One detail that intersects with the styling of the new D-Max is the inner-city usability of Isuzu's newest pick-up. By raising the bonnet height by 10 mm, front visibility, especially in confined parking areas, is a tad compromised. By not giving the bonnet line much of a downwards taper, guesstimating the true position of the grille isn't exactly an exercise in precision. I oftentimes found myself overestimating the distance, even with parking aids. Tailgaters, beware of this one…
Can I recommend the Isuzu D-Max 3.0TD double cab V-Cross 4x4? Well, it's a hard sell since while the V-Cross is a gorgeous bakkie, in terms of pricing on a spec-for-spec level (R835,100) it's taking a swing at some double cab titans: the Toyota Hilux 2.8GD-6 4x4 Legend auto (R824,900), the Ford Ranger 2.0 Bi-Turbo Wildtrak 4x4 (R832,100) and the Nissan Navara 2.5D PRO-4X 4x4 (R812,900). This while offering a characterful but outdated engine and very little else, bar some styling additions, to justify such a significant price mismatch.

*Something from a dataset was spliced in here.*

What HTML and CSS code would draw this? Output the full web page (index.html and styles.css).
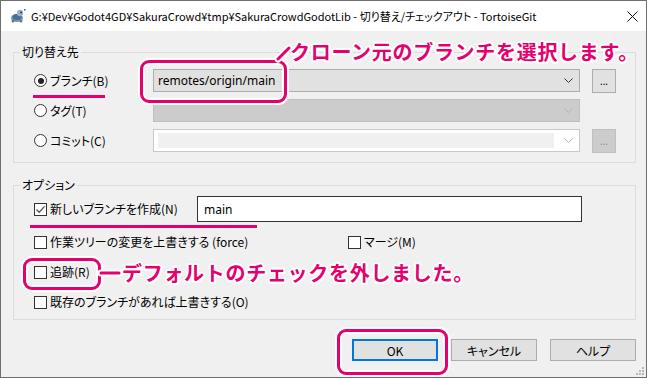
FILE: index.html
```html
<!doctype html>
<html lang="ja">
  <head>
    <meta charset="UTF-8" />
    <title>切り替え/チェックアウト - TortoiseGit</title>
    <link rel="stylesheet" href="styles.css">
  </head>
  <body>
    <div class="window">
      <div class="titlebar">
        <svg class="app-icon" width="16" height="16" viewBox="0 0 16 16">
          <ellipse cx="7" cy="10" rx="6" ry="4" fill="#7f93ab" />
          <ellipse cx="7" cy="9" rx="4.5" ry="3" fill="#4d6d96" />
          <circle cx="10" cy="5" r="3.2" fill="#9fb3c8" />
          <circle cx="11" cy="4.5" r="1" fill="#2b3f5a" />
          <circle cx="3" cy="13" r="1.5" fill="#5f7899" />
          <circle cx="11" cy="13" r="1.5" fill="#5f7899" />
          <rect x="14" y="1" width="1.5" height="1.5" fill="#3a5a86" />
        </svg>
        <span class="title">G:¥Dev¥Godot4GD¥SakuraCrowd¥tmp¥SakuraCrowdGodotLib - 切り替え/チェックアウト - TortoiseGit</span>
        <svg class="close" width="11" height="11" viewBox="0 0 11 11">
          <path d="M0.5 0.5 L10.5 10.5 M10.5 0.5 L0.5 10.5" stroke="#111" stroke-width="1" fill="none" />
        </svg>
      </div>

      <div class="dialog">
        <fieldset class="group group-target">
          <legend>切り替え先</legend>
          <div class="target-grid">
            <label class="radio"><span class="radio-mark checked"></span>ブランチ(B)</label>
            <div class="combo">
              <span class="combo-text">remotes/origin/main</span>
              <svg class="chevron" width="9" height="5" viewBox="0 0 9 5"><path d="M0.5 0.5 L4.5 4.5 L8.5 0.5" stroke="#333" fill="none" /></svg>
            </div>
            <button class="more">...</button>

            <label class="radio"><span class="radio-mark"></span>タグ(T)</label>
            <div class="combo combo-disabled">
              <span class="combo-text"></span>
              <svg class="chevron" width="9" height="5" viewBox="0 0 9 5"><path d="M0.5 0.5 L4.5 4.5 L8.5 0.5" stroke="#b5b5b5" fill="none" /></svg>
            </div>
            <span></span>

            <label class="radio"><span class="radio-mark"></span>コミット(C)</label>
            <div class="combo combo-edit">
              <span class="combo-field"></span>
              <svg class="chevron" width="9" height="5" viewBox="0 0 9 5"><path d="M0.5 0.5 L4.5 4.5 L8.5 0.5" stroke="#b5b5b5" fill="none" /></svg>
            </div>
            <button class="more more-disabled">...</button>
          </div>
        </fieldset>

        <fieldset class="group group-options">
          <legend>オプション</legend>
          <div class="option-row option-first">
            <label class="check"><span class="check-mark checked">
              <svg width="11" height="11" viewBox="0 0 11 11"><path d="M1.5 5.5 L4.2 8.3 L9.6 2.4" stroke="#555" stroke-width="1.3" fill="none" /></svg>
            </span>新しいブランチを作成(N)</label>
            <input class="text-input" type="text" value="main" />
          </div>
          <div class="option-row">
            <label class="check check-wide"><span class="check-mark"></span>作業ツリーの変更を上書きする (force)</label>
            <label class="check"><span class="check-mark"></span>マージ(M)</label>
          </div>
          <div class="option-row">
            <label class="check"><span class="check-mark"></span>追跡(R)</label>
          </div>
          <div class="option-row">
            <label class="check"><span class="check-mark"></span>既存のブランチがあれば上書きする(O)</label>
          </div>
        </fieldset>

        <div class="buttons">
          <button class="btn btn-default">OK</button>
          <button class="btn">キャンセル</button>
          <button class="btn">ヘルプ</button>
        </div>
      </div>

      <svg class="grip" width="8" height="8" viewBox="0 0 8 8">
        <rect x="6" y="0" width="2" height="2" fill="#b8b8b8" />
        <rect x="3" y="3" width="2" height="2" fill="#b8b8b8" />
        <rect x="6" y="3" width="2" height="2" fill="#b8b8b8" />
        <rect x="0" y="6" width="2" height="2" fill="#b8b8b8" />
        <rect x="3" y="6" width="2" height="2" fill="#b8b8b8" />
        <rect x="6" y="6" width="2" height="2" fill="#b8b8b8" />
      </svg>

      <!-- annotations -->
      <div class="mark mark-branch"></div>
      <div class="mark mark-track"></div>
      <div class="mark mark-ok"></div>
      <div class="underline underline-branch"></div>
      <div class="underline underline-new"></div>
      <svg class="leader" width="648" height="379" viewBox="0 0 648 379">
        <g stroke="#fff" stroke-width="7" stroke-linecap="round" fill="none">
          <path d="M278 59 L289 48" />
          <path d="M101 273 L119 273" />
        </g>
        <g stroke="#e6006f" stroke-width="3" stroke-linecap="round" fill="none">
          <path d="M278 59 L289 48" />
          <path d="M101 273 L119 273" />
        </g>
      </svg>
      <div class="note note-branch">クローン元のブランチを選択します。</div>
      <div class="note note-track">デフォルトのチェックを外しました。</div>
    </div>
  </body>
</html>
```

FILE: styles.css
```css
body {
  margin: 0;
  background: #fff;
  font-family: "Noto Sans CJK JP", sans-serif;
  font-size: 12px;
  color: #000;
}
.window {
  position: relative;
  width: 647px;
  height: 378px;
  box-sizing: border-box;
  border: 1px solid #6f6f6f;
  background: #f0f0f0;
  overflow: hidden;
}
.titlebar {
  height: 30px;
  background: #fff;
  display: flex;
  align-items: center;
  padding-left: 9px;
}
.app-icon {
  flex: none;
}
.title {
  margin-left: 5px;
  font-size: 11px;
  font-feature-settings: "palt";
  white-space: nowrap;
}
.close {
  margin-left: auto;
  margin-right: 8px;
}
.dialog {
  padding: 13px 10px 0 12px;
}
.group {
  margin: 0;
  border: 1px solid #dcdcdc;
  padding: 9px 18px 10px 20px;
  min-width: 0;
}
.group legend {
  padding: 0 2px;
  margin-left: -14px;
  line-height: 16px;
  font-feature-settings: "palt";
}
.target-grid {
  display: grid;
  grid-template-columns: 119px 427px 24px;
  grid-auto-rows: 23px;
  row-gap: 7px;
  column-gap: 0;
  align-items: center;
}
.radio,
.check {
  display: flex;
  align-items: center;
  gap: 3px;
  font-feature-settings: "palt";
  white-space: nowrap;
  line-height: 18px;
}
.radio-mark {
  width: 11px;
  height: 11px;
  border: 1px solid #333;
  border-radius: 50%;
  background: #fff;
  display: flex;
  align-items: center;
  justify-content: center;
  flex: none;
}
.radio-mark.checked::after {
  content: "";
  width: 6px;
  height: 6px;
  border-radius: 50%;
  background: #222;
}
.check-mark {
  width: 11px;
  height: 11px;
  border: 1px solid #333;
  background: #fff;
  flex: none;
  display: flex;
}
.combo {
  height: 23px;
  box-sizing: border-box;
  border: 1px solid #adadad;
  background: #e1e1e1;
  display: flex;
  align-items: center;
  padding: 0 6px 0 4px;
}
.combo-text {
  flex: 1;
  font-family: "Noto Sans", "Noto Sans CJK JP", sans-serif;
  font-size: 12px;
}
.combo-disabled {
  background: #cccccc;
  border-color: #bfbfbf;
}
.combo-edit {
  background: #fff;
  border-color: #c8c8c8;
}
.combo-field {
  flex: 1;
  height: 15px;
  background: #f0f0f0;
  margin-right: 10px;
}
.more {
  margin-left: 12px;
  width: 24px;
  height: 24px;
  padding: 0;
  border: 1px solid #adadad;
  background: #e1e1e1;
  font-family: "Noto Sans", sans-serif;
  font-size: 10px;
  line-height: 10px;
  color: #000;
}
.more-disabled {
  background: #cccccc;
  border-color: #bfbfbf;
  color: #8c8c8c;
}
.group-options {
  margin-top: 14px;
  padding: 3px 18px 7px 20px;
}
.option-row {
  display: flex;
  align-items: center;
  height: 20px;
  margin-top: 10px;
}
.option-first {
  height: 26px;
  margin-top: 0;
  margin-bottom: 2px;
}
.option-first .check {
  width: 163px;
}
.check-wide {
  width: 314px;
}
.text-input {
  width: 385px;
  height: 26px;
  box-sizing: border-box;
  border: 1px solid #333;
  background: #fff;
  padding: 0 6px;
  font-family: "Noto Sans", sans-serif;
  font-size: 12px;
  color: #000;
}
.buttons {
  display: flex;
  justify-content: flex-end;
  gap: 13px;
  margin-top: 19px;
}
.btn {
  width: 86px;
  height: 22px;
  box-sizing: border-box;
  border: 1px solid #adadad;
  background: #e1e1e1;
  font-family: "Noto Sans CJK JP", sans-serif;
  font-size: 12px;
  font-feature-settings: "palt";
  padding: 0;
  color: #000;
}
.btn-default {
  border: 2px solid #0078d7;
}
.grip {
  position: absolute;
  right: 2px;
  bottom: 2px;
}

/* annotations */
.mark {
  position: absolute;
  box-sizing: border-box;
  border: 3px solid #e6006f;
  border-radius: 9px;
  box-shadow: 0 0 0 2px #fff, inset 0 0 0 2px #fff;
}
.mark-branch {
  left: 139px;
  top: 59px;
  width: 147px;
  height: 43px;
}
.mark-track {
  left: 22px;
  top: 257px;
  width: 78px;
  height: 32px;
}
.mark-ok {
  left: 336px;
  top: 328px;
  width: 111px;
  height: 46px;
}
.underline {
  position: absolute;
  height: 3px;
  background: #e6006f;
}
.underline-branch {
  left: 32px;
  top: 94px;
  width: 72px;
}
.underline-new {
  left: 29px;
  top: 224px;
  width: 227px;
}
.leader {
  position: absolute;
  left: -1px;
  top: -1px;
}
.note {
  position: absolute;
  font-family: "Noto Sans CJK JP", sans-serif;
  font-weight: bold;
  font-size: 20px;
  line-height: 24px;
  letter-spacing: 0.7px;
  color: #e6006f;
  white-space: nowrap;
  text-shadow:
    2px 0 0 #fff, -2px 0 0 #fff, 0 2px 0 #fff, 0 -2px 0 #fff,
    1.5px 1.5px 0 #fff, -1.5px 1.5px 0 #fff, 1.5px -1.5px 0 #fff, -1.5px -1.5px 0 #fff;
}
.note-branch {
  left: 289px;
  top: 39px;
}
.note-track {
  left: 121px;
  top: 260px;
}
```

Yes, it's reliable, mechanically bulletproof, pretty and comfortable, but many of these attributes are true for its competitors as well; while to a large extent, the competition offers better engine refinement and by extension better fuel economy.
I just keep scratching my head to find a singular justification for this overinflated price tag. Sure, there's a rolling bin cover, plenty of road presence and two-tone styling elements… Ditto with the competition. Furthermore, the local assembly of Isuzus should also translate into some savings, shouldn't it?
In any case, while the new Isuzu is a considerable step-up from the outgoing generation, I just can't wrap my head around the asking price, especially since this brand was once considered the go-to choice for tough and affordable.